> _Record extracts_
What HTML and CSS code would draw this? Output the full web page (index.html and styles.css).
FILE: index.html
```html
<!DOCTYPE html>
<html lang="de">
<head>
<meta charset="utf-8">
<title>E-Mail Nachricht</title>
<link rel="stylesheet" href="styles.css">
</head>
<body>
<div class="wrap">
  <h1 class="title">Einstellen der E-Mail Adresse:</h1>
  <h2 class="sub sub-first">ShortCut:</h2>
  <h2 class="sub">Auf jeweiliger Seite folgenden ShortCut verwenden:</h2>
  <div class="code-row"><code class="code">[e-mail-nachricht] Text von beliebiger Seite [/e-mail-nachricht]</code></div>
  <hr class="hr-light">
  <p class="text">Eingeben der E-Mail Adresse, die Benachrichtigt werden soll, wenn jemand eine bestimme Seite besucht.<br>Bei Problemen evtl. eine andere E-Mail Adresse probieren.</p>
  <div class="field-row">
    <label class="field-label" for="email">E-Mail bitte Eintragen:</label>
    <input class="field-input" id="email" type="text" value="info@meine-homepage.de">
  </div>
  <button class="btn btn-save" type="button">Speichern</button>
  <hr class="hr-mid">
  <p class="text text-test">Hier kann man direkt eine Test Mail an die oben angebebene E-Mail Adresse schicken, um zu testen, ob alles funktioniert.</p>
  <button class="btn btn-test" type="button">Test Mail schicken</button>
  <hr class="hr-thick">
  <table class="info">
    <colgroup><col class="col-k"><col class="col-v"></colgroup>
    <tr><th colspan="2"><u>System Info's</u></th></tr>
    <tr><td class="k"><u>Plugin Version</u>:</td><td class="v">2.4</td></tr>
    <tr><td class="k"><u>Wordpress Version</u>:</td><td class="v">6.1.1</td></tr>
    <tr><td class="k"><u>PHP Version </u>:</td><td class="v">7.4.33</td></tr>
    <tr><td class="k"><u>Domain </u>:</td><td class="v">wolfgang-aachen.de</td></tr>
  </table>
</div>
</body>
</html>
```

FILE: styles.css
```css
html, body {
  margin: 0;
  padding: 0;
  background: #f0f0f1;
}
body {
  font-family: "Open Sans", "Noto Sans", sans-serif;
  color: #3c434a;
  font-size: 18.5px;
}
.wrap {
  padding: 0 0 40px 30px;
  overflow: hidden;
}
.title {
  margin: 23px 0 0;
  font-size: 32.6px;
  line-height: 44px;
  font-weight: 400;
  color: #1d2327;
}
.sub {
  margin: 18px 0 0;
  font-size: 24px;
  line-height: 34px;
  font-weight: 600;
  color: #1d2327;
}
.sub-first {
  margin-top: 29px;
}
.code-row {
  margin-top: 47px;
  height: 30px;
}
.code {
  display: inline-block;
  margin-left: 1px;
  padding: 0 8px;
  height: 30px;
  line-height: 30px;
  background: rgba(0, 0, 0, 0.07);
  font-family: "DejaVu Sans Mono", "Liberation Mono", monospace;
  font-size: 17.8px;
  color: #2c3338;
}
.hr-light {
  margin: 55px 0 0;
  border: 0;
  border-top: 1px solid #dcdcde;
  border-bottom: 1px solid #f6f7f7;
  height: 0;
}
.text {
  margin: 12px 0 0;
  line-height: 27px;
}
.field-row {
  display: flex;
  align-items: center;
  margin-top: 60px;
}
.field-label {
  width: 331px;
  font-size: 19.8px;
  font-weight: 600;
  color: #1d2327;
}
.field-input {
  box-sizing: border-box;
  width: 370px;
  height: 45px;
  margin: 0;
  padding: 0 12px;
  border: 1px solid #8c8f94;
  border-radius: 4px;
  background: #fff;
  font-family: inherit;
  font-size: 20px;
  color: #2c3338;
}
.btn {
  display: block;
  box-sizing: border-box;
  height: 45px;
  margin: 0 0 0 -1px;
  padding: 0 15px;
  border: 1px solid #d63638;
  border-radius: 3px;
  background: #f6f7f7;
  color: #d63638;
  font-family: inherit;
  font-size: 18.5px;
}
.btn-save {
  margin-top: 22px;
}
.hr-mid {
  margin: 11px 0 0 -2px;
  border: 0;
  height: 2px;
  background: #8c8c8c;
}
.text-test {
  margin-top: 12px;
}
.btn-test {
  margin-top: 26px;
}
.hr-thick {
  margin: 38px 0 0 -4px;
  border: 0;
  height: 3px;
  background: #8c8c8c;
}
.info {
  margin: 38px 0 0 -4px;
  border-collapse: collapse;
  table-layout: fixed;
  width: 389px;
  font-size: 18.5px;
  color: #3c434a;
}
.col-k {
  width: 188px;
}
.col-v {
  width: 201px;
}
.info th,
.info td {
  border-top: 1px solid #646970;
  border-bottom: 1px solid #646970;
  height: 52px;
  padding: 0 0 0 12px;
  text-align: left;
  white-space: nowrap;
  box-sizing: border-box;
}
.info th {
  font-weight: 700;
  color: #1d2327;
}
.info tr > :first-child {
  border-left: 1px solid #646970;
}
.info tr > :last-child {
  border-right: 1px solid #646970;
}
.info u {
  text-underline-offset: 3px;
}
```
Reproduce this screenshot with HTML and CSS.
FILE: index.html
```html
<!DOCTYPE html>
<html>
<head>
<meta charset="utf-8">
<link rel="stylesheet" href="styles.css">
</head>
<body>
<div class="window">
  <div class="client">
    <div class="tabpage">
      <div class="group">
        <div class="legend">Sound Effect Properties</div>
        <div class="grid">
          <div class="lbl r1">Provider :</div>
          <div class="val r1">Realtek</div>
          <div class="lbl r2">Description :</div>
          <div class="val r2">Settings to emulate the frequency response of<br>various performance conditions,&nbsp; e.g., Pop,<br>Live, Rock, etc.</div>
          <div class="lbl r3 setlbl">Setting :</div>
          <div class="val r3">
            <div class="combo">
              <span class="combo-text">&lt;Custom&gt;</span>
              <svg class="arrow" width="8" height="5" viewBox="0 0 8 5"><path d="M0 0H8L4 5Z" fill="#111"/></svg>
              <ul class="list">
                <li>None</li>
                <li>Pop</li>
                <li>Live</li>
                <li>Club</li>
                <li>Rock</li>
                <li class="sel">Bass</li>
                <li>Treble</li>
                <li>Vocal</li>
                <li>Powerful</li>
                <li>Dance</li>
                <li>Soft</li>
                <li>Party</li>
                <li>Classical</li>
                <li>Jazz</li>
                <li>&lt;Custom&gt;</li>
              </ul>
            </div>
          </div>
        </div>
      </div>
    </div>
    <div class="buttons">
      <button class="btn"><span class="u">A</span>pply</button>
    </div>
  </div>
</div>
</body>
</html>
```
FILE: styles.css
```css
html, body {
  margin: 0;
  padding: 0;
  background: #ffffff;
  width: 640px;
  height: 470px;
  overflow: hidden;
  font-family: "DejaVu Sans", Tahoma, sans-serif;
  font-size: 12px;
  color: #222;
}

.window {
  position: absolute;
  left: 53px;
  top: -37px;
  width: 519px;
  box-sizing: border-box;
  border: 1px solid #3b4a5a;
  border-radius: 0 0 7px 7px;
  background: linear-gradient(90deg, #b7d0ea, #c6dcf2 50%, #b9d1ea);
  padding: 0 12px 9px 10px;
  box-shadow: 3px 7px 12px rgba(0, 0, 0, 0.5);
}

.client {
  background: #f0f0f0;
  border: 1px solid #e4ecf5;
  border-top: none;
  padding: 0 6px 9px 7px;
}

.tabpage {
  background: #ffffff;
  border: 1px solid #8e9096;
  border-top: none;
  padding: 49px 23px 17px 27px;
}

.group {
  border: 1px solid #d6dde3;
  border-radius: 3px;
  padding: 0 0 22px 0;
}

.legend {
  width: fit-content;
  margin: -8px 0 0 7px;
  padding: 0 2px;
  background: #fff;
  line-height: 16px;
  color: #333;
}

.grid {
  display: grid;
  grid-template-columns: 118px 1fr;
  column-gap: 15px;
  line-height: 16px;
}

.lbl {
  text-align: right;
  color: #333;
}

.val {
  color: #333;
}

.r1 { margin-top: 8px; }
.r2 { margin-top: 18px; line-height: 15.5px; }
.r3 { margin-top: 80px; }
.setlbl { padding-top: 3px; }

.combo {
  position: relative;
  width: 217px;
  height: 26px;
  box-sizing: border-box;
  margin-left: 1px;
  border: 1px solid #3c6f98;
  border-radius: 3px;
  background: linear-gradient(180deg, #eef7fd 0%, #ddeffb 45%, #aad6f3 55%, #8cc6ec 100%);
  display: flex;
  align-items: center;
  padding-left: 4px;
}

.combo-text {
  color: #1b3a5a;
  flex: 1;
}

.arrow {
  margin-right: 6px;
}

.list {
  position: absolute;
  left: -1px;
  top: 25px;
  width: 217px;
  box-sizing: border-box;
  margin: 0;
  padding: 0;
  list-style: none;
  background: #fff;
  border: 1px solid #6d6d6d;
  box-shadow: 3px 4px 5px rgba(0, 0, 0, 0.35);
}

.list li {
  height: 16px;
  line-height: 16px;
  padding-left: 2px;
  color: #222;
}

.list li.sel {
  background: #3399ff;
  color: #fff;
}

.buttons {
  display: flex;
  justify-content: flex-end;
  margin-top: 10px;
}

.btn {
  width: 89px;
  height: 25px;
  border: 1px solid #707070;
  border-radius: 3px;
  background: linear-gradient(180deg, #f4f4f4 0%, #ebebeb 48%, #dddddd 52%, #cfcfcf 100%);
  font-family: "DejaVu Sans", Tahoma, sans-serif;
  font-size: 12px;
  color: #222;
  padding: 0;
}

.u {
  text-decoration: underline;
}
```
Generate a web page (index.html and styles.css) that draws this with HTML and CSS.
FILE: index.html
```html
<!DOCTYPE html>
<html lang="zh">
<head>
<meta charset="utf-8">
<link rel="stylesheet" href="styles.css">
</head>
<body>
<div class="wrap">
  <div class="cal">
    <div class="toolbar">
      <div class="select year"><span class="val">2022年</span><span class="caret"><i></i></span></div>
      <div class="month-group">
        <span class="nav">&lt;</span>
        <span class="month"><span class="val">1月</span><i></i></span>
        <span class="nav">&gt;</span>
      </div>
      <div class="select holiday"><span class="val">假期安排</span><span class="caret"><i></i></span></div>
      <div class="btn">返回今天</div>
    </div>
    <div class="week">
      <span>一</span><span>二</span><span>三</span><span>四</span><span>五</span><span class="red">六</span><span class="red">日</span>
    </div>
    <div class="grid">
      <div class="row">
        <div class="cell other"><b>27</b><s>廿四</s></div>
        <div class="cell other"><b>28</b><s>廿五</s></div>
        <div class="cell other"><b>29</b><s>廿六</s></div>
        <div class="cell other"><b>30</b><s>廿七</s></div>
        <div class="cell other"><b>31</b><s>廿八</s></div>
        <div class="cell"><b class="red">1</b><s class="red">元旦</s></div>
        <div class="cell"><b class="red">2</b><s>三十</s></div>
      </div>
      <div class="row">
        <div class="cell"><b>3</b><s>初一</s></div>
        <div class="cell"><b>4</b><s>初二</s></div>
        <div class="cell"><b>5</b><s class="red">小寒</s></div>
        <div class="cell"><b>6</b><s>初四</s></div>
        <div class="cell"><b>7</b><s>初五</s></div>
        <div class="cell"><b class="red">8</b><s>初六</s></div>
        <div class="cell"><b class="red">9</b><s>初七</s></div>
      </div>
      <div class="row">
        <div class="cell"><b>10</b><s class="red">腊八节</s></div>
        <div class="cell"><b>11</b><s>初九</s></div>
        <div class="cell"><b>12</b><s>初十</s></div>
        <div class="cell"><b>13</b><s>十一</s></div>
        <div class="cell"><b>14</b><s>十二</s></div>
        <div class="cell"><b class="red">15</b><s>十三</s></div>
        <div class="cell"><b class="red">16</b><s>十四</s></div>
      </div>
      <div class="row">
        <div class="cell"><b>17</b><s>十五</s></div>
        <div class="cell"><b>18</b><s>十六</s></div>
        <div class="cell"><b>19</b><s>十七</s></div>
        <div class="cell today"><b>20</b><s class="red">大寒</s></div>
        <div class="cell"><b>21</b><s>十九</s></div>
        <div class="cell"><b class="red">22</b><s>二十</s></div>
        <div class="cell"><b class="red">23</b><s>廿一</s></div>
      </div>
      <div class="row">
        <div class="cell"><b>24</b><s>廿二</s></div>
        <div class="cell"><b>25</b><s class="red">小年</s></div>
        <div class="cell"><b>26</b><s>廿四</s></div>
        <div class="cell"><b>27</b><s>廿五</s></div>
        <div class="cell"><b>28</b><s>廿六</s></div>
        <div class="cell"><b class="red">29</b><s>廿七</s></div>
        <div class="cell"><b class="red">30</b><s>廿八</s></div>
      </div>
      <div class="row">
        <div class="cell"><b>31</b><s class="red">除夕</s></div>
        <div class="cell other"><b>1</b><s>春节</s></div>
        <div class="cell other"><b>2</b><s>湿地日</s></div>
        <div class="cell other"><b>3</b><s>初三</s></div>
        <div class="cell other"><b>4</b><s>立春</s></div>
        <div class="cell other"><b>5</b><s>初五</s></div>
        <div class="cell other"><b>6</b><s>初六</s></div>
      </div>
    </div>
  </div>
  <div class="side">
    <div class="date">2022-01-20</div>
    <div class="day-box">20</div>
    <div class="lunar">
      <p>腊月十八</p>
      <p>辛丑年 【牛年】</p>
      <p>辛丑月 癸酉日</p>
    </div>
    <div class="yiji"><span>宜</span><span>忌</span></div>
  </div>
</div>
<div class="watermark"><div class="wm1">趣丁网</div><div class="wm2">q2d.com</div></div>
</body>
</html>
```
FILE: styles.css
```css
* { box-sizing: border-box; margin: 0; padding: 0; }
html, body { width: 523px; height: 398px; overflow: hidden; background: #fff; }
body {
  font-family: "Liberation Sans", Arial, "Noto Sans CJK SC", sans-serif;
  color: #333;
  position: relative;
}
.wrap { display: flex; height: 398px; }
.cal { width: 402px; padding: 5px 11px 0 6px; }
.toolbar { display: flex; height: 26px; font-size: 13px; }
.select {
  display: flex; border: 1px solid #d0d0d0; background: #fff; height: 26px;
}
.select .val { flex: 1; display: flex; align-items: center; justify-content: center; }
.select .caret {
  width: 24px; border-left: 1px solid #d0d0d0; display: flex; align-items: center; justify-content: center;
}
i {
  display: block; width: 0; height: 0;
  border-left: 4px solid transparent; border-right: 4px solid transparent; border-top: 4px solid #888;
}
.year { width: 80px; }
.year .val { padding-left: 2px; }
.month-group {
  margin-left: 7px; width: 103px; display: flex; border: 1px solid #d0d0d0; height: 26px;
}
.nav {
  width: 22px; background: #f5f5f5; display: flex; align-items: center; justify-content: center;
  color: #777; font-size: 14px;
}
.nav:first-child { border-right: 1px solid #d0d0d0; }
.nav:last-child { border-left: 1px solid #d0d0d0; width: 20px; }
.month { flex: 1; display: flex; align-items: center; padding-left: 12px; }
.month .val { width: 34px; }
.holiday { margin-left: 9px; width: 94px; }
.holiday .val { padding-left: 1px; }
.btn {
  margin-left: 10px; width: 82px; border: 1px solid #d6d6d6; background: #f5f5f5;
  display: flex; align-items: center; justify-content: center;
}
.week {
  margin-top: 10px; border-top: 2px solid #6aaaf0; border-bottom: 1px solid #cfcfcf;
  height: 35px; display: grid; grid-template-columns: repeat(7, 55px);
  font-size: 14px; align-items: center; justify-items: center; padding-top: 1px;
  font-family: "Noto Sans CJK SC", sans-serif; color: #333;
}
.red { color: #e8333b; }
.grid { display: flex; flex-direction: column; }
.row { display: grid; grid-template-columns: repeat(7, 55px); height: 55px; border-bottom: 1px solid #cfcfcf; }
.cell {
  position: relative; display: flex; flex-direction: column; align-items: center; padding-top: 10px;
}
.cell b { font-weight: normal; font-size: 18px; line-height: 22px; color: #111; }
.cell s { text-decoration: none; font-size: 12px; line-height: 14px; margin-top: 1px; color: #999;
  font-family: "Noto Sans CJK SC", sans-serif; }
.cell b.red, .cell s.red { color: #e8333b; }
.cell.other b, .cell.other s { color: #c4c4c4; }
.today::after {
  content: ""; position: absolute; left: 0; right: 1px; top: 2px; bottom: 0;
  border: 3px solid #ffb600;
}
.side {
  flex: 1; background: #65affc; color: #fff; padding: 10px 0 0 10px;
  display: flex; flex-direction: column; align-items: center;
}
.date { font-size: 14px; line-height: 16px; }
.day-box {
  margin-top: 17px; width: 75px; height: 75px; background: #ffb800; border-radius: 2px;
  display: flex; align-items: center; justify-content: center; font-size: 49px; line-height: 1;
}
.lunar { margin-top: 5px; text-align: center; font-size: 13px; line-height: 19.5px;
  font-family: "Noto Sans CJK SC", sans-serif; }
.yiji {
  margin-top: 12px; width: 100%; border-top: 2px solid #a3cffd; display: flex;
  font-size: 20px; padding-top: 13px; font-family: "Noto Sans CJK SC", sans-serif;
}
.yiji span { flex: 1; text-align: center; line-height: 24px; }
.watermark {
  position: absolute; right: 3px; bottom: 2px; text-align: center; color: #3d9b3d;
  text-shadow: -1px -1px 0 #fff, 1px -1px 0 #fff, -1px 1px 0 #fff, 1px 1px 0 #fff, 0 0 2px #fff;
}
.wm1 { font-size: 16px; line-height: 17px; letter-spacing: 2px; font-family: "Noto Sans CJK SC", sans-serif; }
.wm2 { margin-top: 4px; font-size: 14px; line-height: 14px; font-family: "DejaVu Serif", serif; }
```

> _Instructions for the task_
In the records above, locate the lines holding the word "with". Copy each of them.

> _Solution to this problem_
Reproduce this screenshot with HTML and CSS.
Generate a web page (index.html and styles.css) that draws this with HTML and CSS.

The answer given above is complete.